# RAW DATA start

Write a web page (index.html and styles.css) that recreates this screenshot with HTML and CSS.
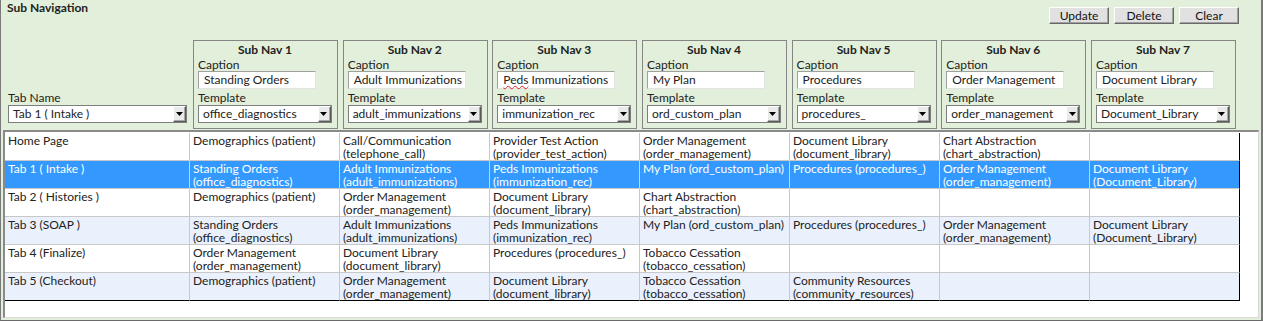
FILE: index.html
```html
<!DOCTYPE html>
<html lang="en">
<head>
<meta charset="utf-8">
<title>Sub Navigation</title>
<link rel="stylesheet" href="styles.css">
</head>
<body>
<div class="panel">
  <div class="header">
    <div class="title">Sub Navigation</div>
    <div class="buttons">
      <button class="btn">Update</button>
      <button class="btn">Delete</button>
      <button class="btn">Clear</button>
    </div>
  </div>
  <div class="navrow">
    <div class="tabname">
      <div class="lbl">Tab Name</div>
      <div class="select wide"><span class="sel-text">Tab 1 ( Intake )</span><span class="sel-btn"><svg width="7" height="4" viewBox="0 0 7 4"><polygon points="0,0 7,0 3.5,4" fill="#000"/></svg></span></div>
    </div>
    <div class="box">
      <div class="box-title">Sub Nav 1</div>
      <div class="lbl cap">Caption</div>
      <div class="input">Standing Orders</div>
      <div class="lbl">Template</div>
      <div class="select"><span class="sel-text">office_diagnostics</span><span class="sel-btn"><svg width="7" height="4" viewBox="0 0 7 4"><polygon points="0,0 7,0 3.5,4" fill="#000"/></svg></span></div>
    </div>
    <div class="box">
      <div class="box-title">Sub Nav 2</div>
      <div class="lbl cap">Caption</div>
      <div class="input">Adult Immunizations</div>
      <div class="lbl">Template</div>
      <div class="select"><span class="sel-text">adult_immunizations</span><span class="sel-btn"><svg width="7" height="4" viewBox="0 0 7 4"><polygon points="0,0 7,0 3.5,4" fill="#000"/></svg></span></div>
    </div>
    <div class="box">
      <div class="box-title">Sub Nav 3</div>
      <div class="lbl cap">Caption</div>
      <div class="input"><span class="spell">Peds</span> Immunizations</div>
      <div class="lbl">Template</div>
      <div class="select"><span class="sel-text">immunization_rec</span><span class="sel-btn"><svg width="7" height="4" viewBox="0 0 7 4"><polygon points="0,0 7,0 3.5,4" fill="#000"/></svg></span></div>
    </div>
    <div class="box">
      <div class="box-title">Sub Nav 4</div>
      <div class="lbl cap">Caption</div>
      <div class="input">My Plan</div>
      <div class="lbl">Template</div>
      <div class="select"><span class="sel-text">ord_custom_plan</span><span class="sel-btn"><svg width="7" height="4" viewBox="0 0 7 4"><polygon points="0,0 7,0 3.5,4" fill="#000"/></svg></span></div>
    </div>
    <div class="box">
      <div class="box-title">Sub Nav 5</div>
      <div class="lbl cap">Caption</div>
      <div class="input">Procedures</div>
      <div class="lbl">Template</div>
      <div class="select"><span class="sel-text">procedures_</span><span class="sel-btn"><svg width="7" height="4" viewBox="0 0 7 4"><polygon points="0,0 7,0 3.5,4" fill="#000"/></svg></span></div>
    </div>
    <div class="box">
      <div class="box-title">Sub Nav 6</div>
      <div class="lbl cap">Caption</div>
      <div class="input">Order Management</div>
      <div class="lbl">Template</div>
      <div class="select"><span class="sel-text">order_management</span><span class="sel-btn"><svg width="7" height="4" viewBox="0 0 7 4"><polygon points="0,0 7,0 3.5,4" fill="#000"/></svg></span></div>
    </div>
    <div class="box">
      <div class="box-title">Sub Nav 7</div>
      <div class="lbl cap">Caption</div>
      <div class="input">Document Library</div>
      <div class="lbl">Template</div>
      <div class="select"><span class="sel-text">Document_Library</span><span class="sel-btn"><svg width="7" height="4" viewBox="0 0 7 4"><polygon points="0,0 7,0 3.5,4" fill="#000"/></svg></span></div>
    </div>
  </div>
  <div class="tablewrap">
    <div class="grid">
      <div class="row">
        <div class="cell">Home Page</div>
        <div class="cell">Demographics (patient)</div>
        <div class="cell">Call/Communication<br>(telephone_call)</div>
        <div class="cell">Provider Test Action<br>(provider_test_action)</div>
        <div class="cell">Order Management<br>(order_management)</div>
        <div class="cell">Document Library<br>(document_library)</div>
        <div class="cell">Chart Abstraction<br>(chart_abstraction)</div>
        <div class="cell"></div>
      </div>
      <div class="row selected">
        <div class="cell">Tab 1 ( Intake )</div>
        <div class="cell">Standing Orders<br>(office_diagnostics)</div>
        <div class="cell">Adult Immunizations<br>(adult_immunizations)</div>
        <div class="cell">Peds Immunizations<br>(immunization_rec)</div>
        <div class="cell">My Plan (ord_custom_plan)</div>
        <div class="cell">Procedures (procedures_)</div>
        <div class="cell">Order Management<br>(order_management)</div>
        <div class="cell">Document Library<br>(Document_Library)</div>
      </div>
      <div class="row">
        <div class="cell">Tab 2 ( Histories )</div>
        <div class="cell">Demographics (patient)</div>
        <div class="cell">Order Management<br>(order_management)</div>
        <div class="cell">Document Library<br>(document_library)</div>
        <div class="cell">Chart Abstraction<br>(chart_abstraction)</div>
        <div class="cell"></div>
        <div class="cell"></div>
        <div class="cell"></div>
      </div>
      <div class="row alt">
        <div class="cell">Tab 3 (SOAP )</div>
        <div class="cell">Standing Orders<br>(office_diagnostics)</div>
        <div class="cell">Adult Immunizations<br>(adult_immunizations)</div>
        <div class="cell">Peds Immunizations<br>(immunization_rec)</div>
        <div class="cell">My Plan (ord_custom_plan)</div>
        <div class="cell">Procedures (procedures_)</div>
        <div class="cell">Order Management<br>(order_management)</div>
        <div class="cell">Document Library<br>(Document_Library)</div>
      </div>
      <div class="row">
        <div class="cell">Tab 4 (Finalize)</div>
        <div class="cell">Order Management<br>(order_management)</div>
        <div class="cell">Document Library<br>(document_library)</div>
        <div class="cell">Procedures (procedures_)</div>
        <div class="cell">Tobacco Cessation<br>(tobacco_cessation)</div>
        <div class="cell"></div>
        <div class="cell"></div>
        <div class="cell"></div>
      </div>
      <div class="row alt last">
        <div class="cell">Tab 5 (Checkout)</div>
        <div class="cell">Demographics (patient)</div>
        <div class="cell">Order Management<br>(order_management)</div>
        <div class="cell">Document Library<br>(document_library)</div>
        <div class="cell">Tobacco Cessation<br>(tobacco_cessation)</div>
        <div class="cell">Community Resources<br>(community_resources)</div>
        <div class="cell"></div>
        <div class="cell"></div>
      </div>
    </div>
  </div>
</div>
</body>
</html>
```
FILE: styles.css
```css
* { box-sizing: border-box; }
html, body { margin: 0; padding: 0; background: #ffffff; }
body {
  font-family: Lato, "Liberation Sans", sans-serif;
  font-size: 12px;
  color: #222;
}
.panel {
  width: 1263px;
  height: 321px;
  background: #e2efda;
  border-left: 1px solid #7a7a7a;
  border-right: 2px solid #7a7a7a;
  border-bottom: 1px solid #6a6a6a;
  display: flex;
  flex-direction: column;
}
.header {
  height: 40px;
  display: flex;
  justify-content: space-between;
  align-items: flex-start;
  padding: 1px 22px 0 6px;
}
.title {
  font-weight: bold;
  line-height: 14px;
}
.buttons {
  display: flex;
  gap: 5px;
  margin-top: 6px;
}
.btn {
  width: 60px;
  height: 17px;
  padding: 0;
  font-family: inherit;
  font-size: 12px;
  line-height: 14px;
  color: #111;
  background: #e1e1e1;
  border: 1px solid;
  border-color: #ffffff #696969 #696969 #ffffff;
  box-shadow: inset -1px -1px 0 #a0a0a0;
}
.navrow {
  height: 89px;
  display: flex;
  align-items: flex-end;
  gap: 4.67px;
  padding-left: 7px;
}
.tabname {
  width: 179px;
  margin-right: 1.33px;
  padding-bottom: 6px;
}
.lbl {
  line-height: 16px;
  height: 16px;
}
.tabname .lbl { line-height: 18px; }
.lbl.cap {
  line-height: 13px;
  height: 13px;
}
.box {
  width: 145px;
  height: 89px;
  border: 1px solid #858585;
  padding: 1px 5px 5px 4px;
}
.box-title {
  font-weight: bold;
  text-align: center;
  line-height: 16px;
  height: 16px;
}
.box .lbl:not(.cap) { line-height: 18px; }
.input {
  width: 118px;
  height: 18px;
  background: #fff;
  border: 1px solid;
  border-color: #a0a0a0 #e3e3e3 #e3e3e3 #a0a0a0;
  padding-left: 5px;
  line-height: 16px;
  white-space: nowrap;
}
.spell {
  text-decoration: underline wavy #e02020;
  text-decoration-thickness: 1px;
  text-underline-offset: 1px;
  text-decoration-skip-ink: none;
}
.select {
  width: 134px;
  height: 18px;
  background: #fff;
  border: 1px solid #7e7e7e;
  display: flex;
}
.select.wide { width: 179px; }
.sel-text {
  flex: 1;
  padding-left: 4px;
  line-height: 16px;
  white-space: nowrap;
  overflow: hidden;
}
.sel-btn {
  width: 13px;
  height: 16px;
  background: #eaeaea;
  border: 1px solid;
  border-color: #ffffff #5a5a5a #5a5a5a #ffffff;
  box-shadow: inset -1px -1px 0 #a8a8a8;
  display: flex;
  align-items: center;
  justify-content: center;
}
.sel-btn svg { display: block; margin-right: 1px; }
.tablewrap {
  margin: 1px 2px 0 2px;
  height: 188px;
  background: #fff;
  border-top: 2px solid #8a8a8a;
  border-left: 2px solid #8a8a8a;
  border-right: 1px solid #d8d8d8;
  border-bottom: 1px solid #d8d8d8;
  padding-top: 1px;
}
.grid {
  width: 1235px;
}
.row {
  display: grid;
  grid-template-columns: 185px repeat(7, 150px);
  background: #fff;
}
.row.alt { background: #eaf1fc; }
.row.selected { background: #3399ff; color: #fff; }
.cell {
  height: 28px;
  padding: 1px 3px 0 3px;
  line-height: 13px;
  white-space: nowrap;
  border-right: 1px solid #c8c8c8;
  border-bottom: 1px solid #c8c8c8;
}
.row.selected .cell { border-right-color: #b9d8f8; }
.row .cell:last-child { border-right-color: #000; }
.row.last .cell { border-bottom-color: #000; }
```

# RAW DATA end

Copy each line of the listing that includes "index".

Write a web page (index.html and styles.css) that recreates this screenshot with HTML and CSS.
FILE: index.html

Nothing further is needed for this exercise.